The best way to enjoy politics in Nigeria is to watch proceedings from your balcony. Before Alhaji Atiku Abubakar, the PDP presidential candidate, finally visited the US last week, APC supporters taunted and dared him to go if he would not be arrested for corruption by the FBI. PDP supporters said going to America was not a big deal. Now that Atiku has gone and returned, supporters have switched positions: APC people are saying going to America is not a big deal and PDP guys are saying the corruption tag against Atiku has finally collapsed. Me: with America done and dusted, can we now face the bigger issues around the peace and progress of Nigeria? Focus.

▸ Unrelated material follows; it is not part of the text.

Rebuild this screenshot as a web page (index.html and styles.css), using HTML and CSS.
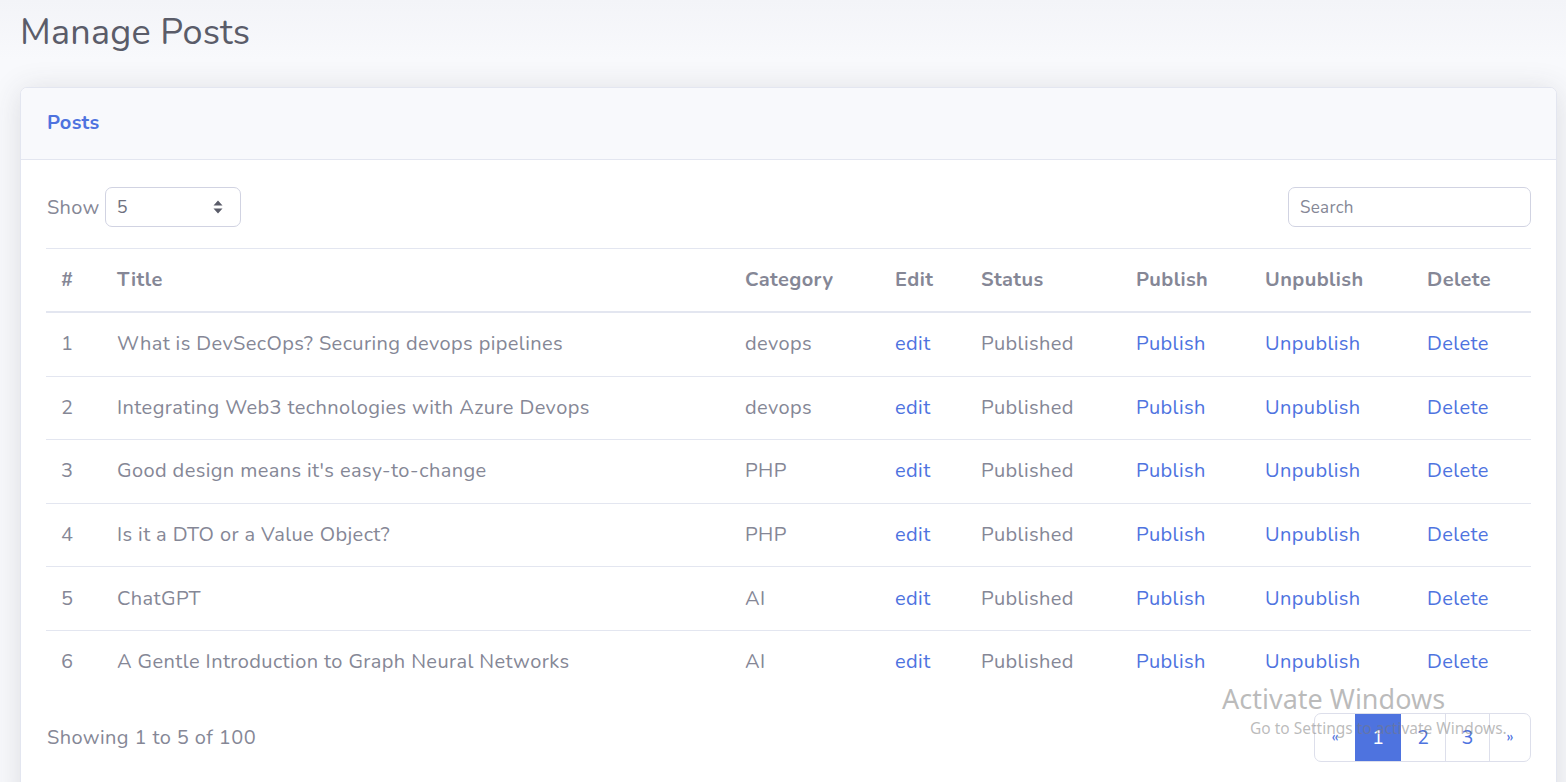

The appointment of Mr. Abubakar Adamu Mohammed as the acting IGP caught us unawares; for a long time, we thought the rudderless Ibrahim Idris was going to get tenure extension. Nobody has spoken a bad word about Mohammed, and he put his first foot right by getting rid of the uncouth Jimoh Moshood as the force PRO and appointing the civilised Frank Mba in his stead. I know Nigeria has a way of killing the best of its talents, especially as we continue to mix politics with policing, but I sincerely wish Mohammed the best. He should resolve to write his name in gold by leaving the police force far better and genuinely professional than he met it. Legacy.

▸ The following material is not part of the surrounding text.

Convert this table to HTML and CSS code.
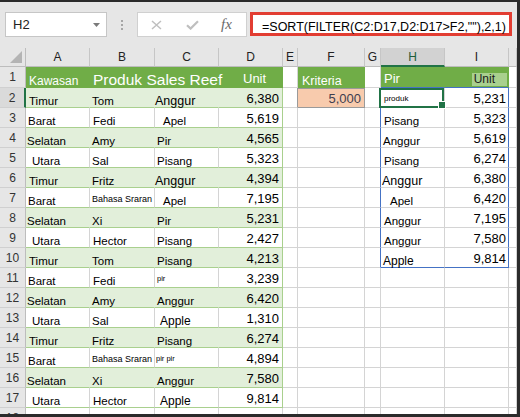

Comrade Adams Oshiomhole, the national chairman of the All Progressives Congress (APC), said something intriguing at the presidential campaign rally in Benin on Thursday. Hear him: “I’m told that there are a lot of senior people from PDP who have decided to join forces with President Buhari to take the broom to sweep away PDP to continue to ensure that APC continues to preside over Nigeria… in fact, once you join APC, all your sins are forgiven.” Is Oshiomhole saying categorically that if Olisa Metuh and Sambo Dasuki join APC today, their sins would be automatically forgiven — like those of Senators Musiliu Obanikoro and Iyiola Omisore? Wonderful.